Sunday, March 16, 2008

I Got Beat Up By Pauly Shore


I was in Los Angeles over the weekend for work. It's a hazy twilight, and before the sun can disappear beneath the downtown smog one of my co-workers suggests grabbing a drink. Being tourists, we decide to go to the only place we've heard of from TV and Motley Crue videos; the Sunset Strip.

Although Google Maps says the trip will take 15 minutes, we get there in an hour, which we would later learn is actually decent. I get out of the car and am quickly bombarded with the aroma of posh restaurants serving tiny plates of intricately laid out cuisine to groups of effeminate guys in sports coats and incredibly hot women in fuck me heels. I am starting to like it here.

My co-worker and I walk, and the further we walk, the more the Strip starts to change. Slowly the trendy boutiques and bistros are replaced by grimy rock clubs and leather themed clothing stores. Joe Cellphone and his sport coat are no more, as punk rock kids with pink Mohawks and socially conscious t-shirts now own the territory. The women are still incredibly hot.

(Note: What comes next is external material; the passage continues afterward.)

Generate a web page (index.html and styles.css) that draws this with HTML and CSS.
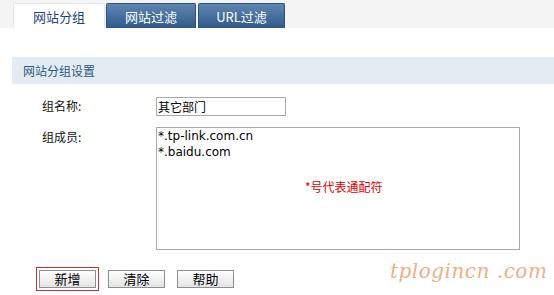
FILE: index.html
```html
<!DOCTYPE html>
<html>
<head>
    <meta charset="UTF-8">
    <title>网站分组</title>
    <link rel="stylesheet" href="styles.css">
</head>
<body>
    <div class="page">
        <div class="tab-bar">
            <button class="tab-link active">网站分组</button>
            <button class="tab-link">网站过滤</button>
            <button class="tab-link">URL过滤</button>
        </div>

        <div class="section-title">网站分组设置</div>

        <div class="form">
            <div class="form-row">
                <label for="group-name">组名称:</label>
                <input type="text" id="group-name" class="text-input" value="其它部门">
            </div>
            <div class="form-row members-row">
                <label>组成员:</label>
                <div class="member-box">
                    <div class="member-list">*.tp-link.com.cn<br>*.baidu.com</div>
                    <span class="wildcard-note">*号代表通配符</span>
                </div>
            </div>
        </div>

        <div class="button-row">
            <span class="focus-ring"><button class="btn">新增</button></span>
            <button class="btn">清除</button>
            <button class="btn">帮助</button>
            <span class="watermark">tplogincn .com</span>
        </div>
    </div>
</body>
</html>
```

FILE: styles.css
```css
:root {
    --tab-blue-top: #5f86b0;
    --tab-blue-bottom: #30598a;
    --title-bg: #e4ecf3;
    --title-text: #2c5784;
    --text-color: #111;
    --box-border: #a9a9a9;
}
body {
    margin: 0;
    background: #fff;
    color: var(--text-color);
    font-family: "Noto Sans CJK SC", "DejaVu Sans", sans-serif;
    font-size: 12px;
    overflow: hidden;
}
.page { width: 554px; height: 295px; position: relative; }

.tab-bar {
    display: flex; align-items: flex-end; gap: 1px;
    height: 28px; padding-left: 13px; background: #f4f4f4;
    box-sizing: border-box;
}
.tab-link {
    height: 25px; padding: 0; border: 1px solid #2c5482; border-bottom: none;
    background: linear-gradient(var(--tab-blue-top), var(--tab-blue-bottom));
    color: #fff; font-family: inherit; font-size: 13px; line-height: 23px;
    border-radius: 2px 2px 0 0; cursor: pointer; width: 90px;
}
.tab-link:nth-child(3) { width: 87px; margin-left: 1px; }
.tab-link.active {
    width: 92px; background: #fff; color: #1d4675; border-color: #e6e6e6;
}

.section-title {
    margin: 29px 0 0 12px; height: 27px; line-height: 27px;
    padding-left: 11px; background: var(--title-bg);
    color: var(--title-text); font-size: 12px;
}

.form { padding-left: 42px; margin-top: 13px; }
.form-row { display: flex; align-items: flex-start; }
.form-row label { width: 114px; line-height: 18px; }
.text-input {
    width: 130px; height: 19px; box-sizing: border-box; margin: 0;
    border: 1px solid var(--box-border); padding: 0 1px;
    font-family: inherit; font-size: 12px; color: #000;
}
.members-row { margin-top: 11px; }
.members-row label { padding-top: 1px; }
.member-box {
    position: relative; width: 364px; height: 123px; box-sizing: border-box;
    border: 1px solid var(--box-border);
}
.member-list {
    padding: 1px 0 0 1px; font-family: "DejaVu Sans", sans-serif;
    font-size: 12px; line-height: 15.5px; color: #000;
}
.wildcard-note {
    position: absolute; left: 148px; top: 50px;
    color: #e00000; font-size: 12px;
}

.button-row {
    display: flex; align-items: center; gap: 9px;
    margin: 17px 0 0 36px; position: relative;
}
.focus-ring { border: 1px solid #c4323a; padding: 2px; display: flex; }
.btn {
    width: 57px; height: 18px; padding: 0; margin: 0;
    border: 1px solid #8e8e8e; background: linear-gradient(#ffffff, #e3e3e3);
    font-family: inherit; font-size: 13px; line-height: 16px; color: #000;
}
.button-row > .btn:nth-of-type(2) { margin-left: 3px; }
.watermark {
    position: absolute; left: 354px; top: -8px;
    font-family: "DejaVu Serif", serif; font-style: italic;
    font-size: 20px; color: #eaa373; opacity: 0.85; letter-spacing: 0.5px;
}
```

Being two lawyers in ties, we glance at the surroundings, and then quickly retreat back to yuppyland. We are standing outside of a bar called the Saddle Ranch when I notice a comedy club next door. As my eyes scan the ascetics they stop on a small, mousey figure in a blue shirt leaning against the railing of the club's deck.

"Is that Pauly Shore?" I blurt out.

My co-worker gives me a look that suggests he doesn't give a shit, but I am determined to confirm my initial impression. I begin walking towards the deck and my co-worker follows me. When I get to within a couple feet the figure by the railing turns to face me.

I will never forget that look. He was definitely older, with a receding hairline and large black circles under his eyes, but he still had the same smart ass smirk. There was no longer any doubt, I was in the presence of the original Weasel himself. Soon Pauly is joined on the deck by a tall, incredibly beautiful blonde in a tight top. Call me slow, but I'm starting to see a theme in LA.

My co-worker and I stand and stare. Pauly and his gal pal finally notice us, and they don't look pleased.

"Is there something I can do for you?," Pauly says, his voice lacking the exuberant tone and syllable stretching inflection of his MTV days.

"No," I reply.

"Then why don't the two of you stop staring and turn around," Pauly says.

My co-worker starts to leave, however I stand my ground in an aggressive posture. I’m not sure whether it was the stress of adapting to a new environment or being told off by the star of Bio-Dome, but Pauly’s words leave me incensed.

"Fuck you, you no talent has been," I say, stunning myself and my co-worker, who is now about three feet behind me.

And this is when Pauly goes from mildly peeved to straight ballistic.

"Okay, now we have issues," Pauly says while hopping over the railing and running towards me. Out of the corner of my eye I can see my co-worker take off. I begin to raise my fists in a defensive posture, but I’m too slow, as Pauly leaps high in the air and brings his foot crashing down into my chest.

The force sends me straight onto my back, and I can see Pauly standing over me. Without any wasted motion he grabs my collar, lifts me up over his head, and then slams me against the brick wall of the comedy club, where he begins punching me in the face with lightning fast jabs and devastating right crosses.

I grow increasingly dazed, and blood starts entering my field of vision. Every once in a while I can see a sadistic smile on Pauly's face, or hear him ask me in profanity laced language whether I've learned my lesson, whether I've learned that the Weasel is far from a 90s novelty act.

At this point, I am no longer trying to defend myself. I am simply in survival mode. I finally fall to the ground, where Pauly's starts kicking me.

"Alright, he's had enough Pauly!" the blonde from the deck shouts.

"Shut up bitch, or you'll be next," Pauly retorts, as he continues pummeling my ribs with his size 5 Men's shoe.

“How do you like that buddy-y!?” “How do you like that!?” Pauly howls, as his words usher me to unconsciousness.

8 hours later I wake up in the hospital. The doctors tell me I've got a bruised sternum, 2 broken ribs, a concussion, and a nasty gash over my left eye. According to their medical expertise, I'm going to be released in another day or two.

The cops also pay me a visit. The Chief is the first fat guy I've come across out here, which makes me think he's from the East Coast. He asks me to tell him my story for a report. When I finish recounting to him everything I've said to you, he looks at his note pad in disgust and shakes his head.

"Pauly Shore again," he mumbles to himself before slowly heading out into the hallway.

I lie back into my morphine induced bliss and close my eyes. I love LA.



2 comments:

GeologyJoe said...

Great fuckin' story.
That is MESSED UP!
but i guess the truth hurts.

Anonymous said...

Who knew Pauley Shore was so badass?